- Die Schweiz soll Flüchtlinge aus der Ukraine aufnehmen, fordern mehrere Organisationen in einem offenen Brief an den Bundesrat, aber auch namhafte Politiker und die Teilnehmer der Friedensdemo am Samstag.
- Die Forderung stösst bei Justizministerin Karin Keller-Sutter auf offene Ohren.
- Gemäss aktueller Schätzung des Bundes könnten ein paar hundert oder ein- bis zweitausend Menschen in der Schweiz Zuflucht suchen.
Dabei käme es auf die Dauer und Intensität des Kriegs an, so das Staatssekretariat für Migration (SEM). Mit ihrer Schätzung von zweitausend flüchtenden Menschen liegt das SEM weit unter der Aufnahme-Forderung der Organisationen: Der offene Brief von linken Jungparteien, den Grünen und Organisationen, wie Solidarité sans frontières und Campax, nennt eine konkrete Zahl: Die Schweiz soll 10'000 Schutzsuchende aus der ukrainischen Krisenregion aufnehmen.
Befürworter aus der Politik
Der Zürcher SP Ständerat Daniel Jositsch nennt zwar keine konkrete Zahl, er fordert die Justizministerin aber ebenfalls auf, Flüchtenden aus der Ukraine Schutz zu gewähren.
Die Forderung stösst bei Justizministerin Karin Keller Sutter auf offene Ohren. Wenige Stunden nach Jositschs Aufruf erklärte die FDP-Bundesrätin an einer anderen Medienkonferenz: «Wir werden eng mit den Schengenstaaten schauen, wie wir helfen können. Es braucht eine gesamteuropäische Solidarität.»
Die Schweiz werde sich an dieser gesamteuropäischen Solidarität beteiligen, sagte Keller-Sutter weiter. «Die Schweiz ist auf Ukrainerinnen und Ukrainer vorbereitet, die hier Schutz suchen.»
SEM erwartet Fluchtströme erst in Nachbarländer
Kurz- und mittelfristig dürften sich Flüchtlinge aus der Ukraine vor allem in die EU-Staaten Polen, Slowakei, Ungarn und Rumänien begeben, zu denen direkte Landesgrenzen bestehen, sagt das Staatssekretariat für Migration (SEM) auf Anfrage der Nachrichtenagentur Keystone-SDA am Samstag.

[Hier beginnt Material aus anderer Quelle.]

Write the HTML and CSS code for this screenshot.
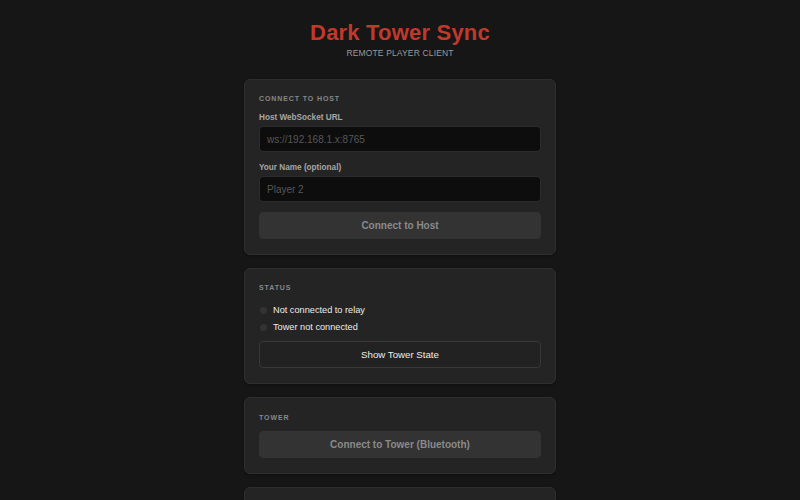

Danach dürften vor allem jene Staaten betroffen sein, in denen bereits heute viele Ukrainerinnen und Ukrainer leben. In der Schweiz ist die ukrainische Diaspora gemäss SEM im europäischen Vergleich mit rund 7000 Personen vergleichsweise klein. Aufgrund der unklaren und sich rasch verändernden Lage in der Ukraine könne keine abschliessenden Beurteilungen vorgenommen werden, die Situation werde laufend analysiert.
Schweiz ist vorbereitet
Die Schweiz sei gewillt, sich solidarisch zu zeigen, heisst es auch beim SEM weiter. Das Asyl-System der Schweiz sei grundsätzlich auf Schwankungen ausgerichtet. Für den Fall grösserer Migrationsbewegungen sei eine Notfallplanung vorhanden.

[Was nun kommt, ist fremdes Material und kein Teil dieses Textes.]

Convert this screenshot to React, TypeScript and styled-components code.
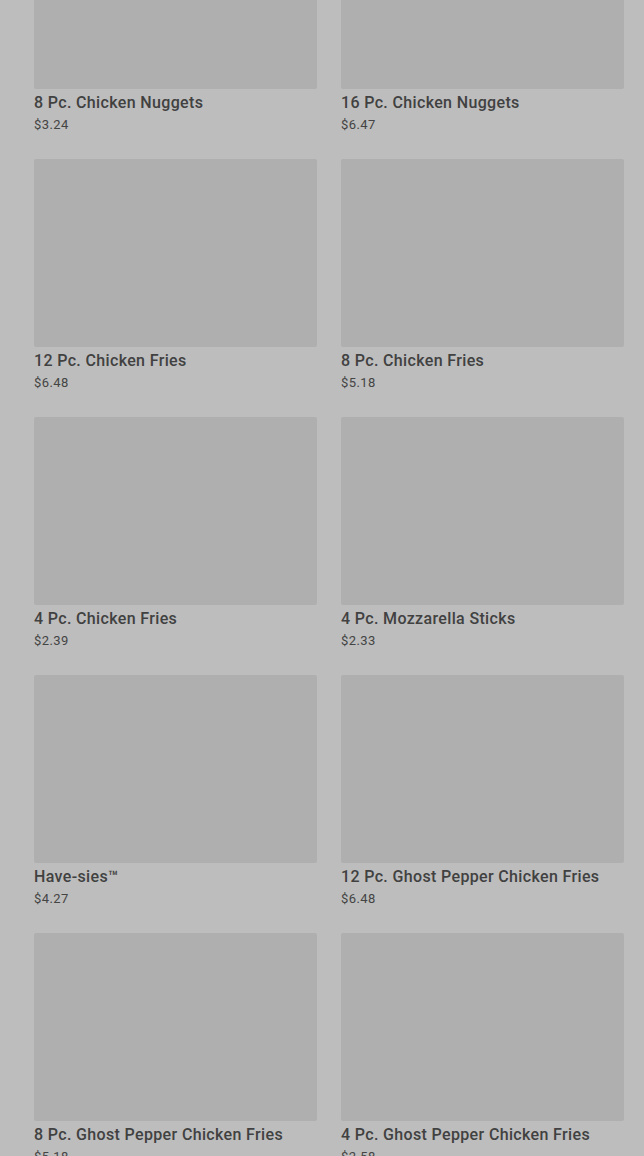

Bereits am Donnerstag hatte das SEM angesichts der Ereignisse entschieden, die derzeit hängigen Asylgesuche von ukrainischen Staatsangehörigen zu sistieren und vorerst keinen Entscheid zu fällen. Ob die Asyl- und Wegweisungspraxis angepasst wird, kann gemäss SEM noch nicht gesagt werden. Ende 2021 waren in der Schweiz 116 Gesuche von Ukrainerinnen und Ukrainer hängig.